The most bizarre part of the trial came in the late morning during a discussion about $150 million in bribes Alameda Research had allegedly paid to Chinese officials to get about $1 billion of its funds off Chinese exchanges. What makes it strange is that Bankman-Fried was charged with bribery in a separate case but not this one. (Judge Kaplan allowed the testimony so Ellison could give examples of how close she and Bankman-Fried had become.)
Alameda’s tactics to retrieve the funds included creating accounts using IDs from Thai prostitutes in order to trade against the frozen accounts. (It’s not clear how or why their names were used. The explanation of the scheme was convoluted and didn’t make much sense. And the scheme didn’t work). Ultimately, Alameda paid the bribes but did so over the strenuous objection of one trader, Handi Yang, whose father was a Chinese government official, Ellison said. “At one point, Handi was talking a lot and wouldn’t be quiet and let other people talk, even after Sam had asked her a couple of times, so eventually he yelled at her to shut the fuck up,” Ellison testified. Yang quit soon after. The way this was all talked about internally was illuminating. “Did Handi’s father immediately turn us in or something?” another Alameda executive asked in a chat. Bankman-Fried responded, “LOL.”

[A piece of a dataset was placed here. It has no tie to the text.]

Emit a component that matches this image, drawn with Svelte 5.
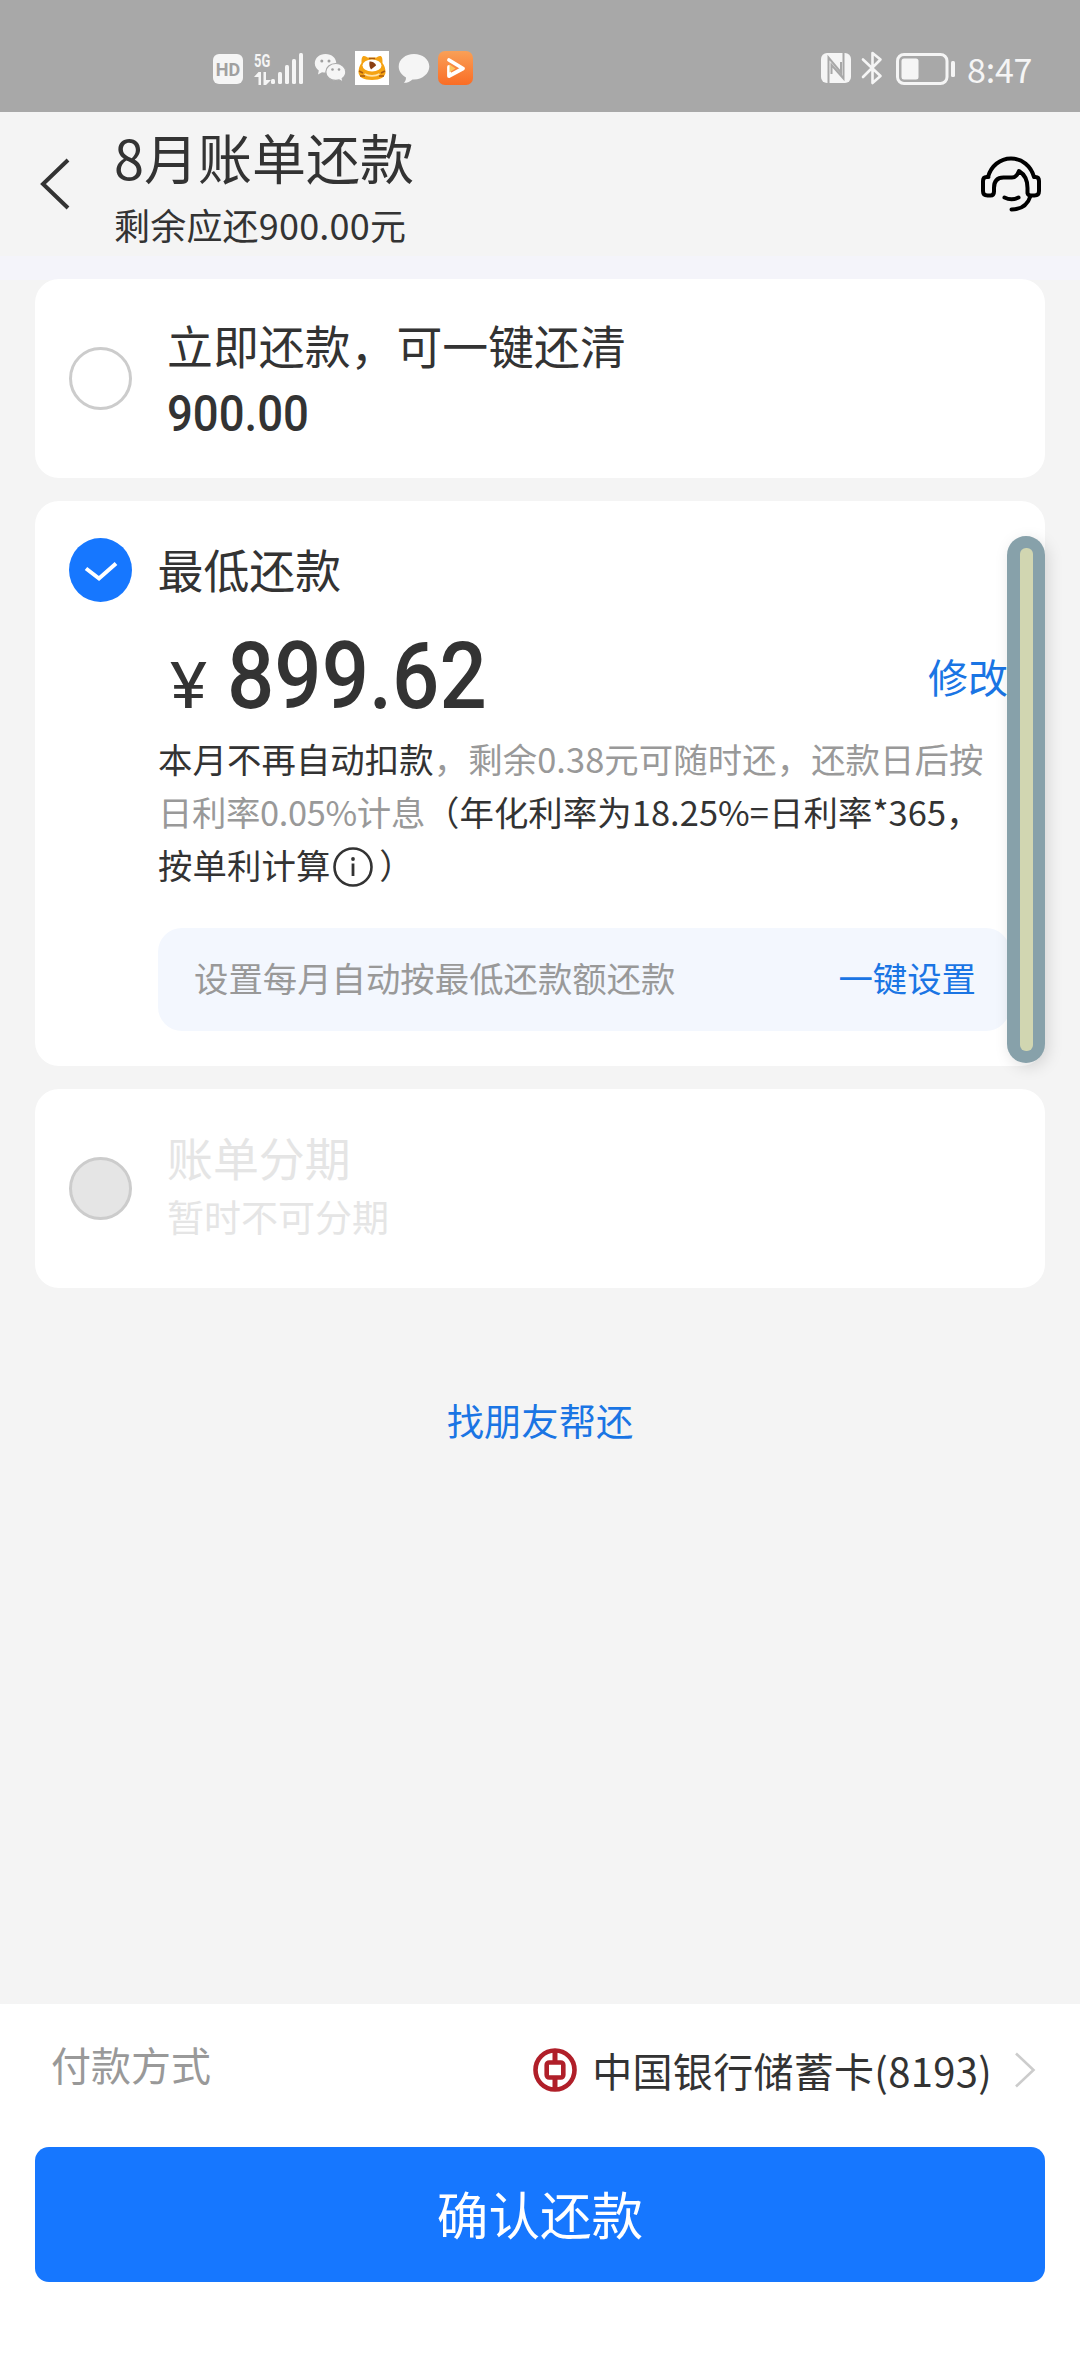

And, of course, there was documentation. Ellison had created a document called “notable/idiosyncratic PNL stuff,” which she shared with Bankman-Fried (“PNL” was shorthand for “profits and losses”). One line item on it: “-$150 million for the thing.” The so-called thing was, Ellison said, the alleged bribes. When Sassoon asked why she wrote down the bribe using coded language, Ellison replied, “Because I thought it might leak. It could eventually be used against us in a court case.”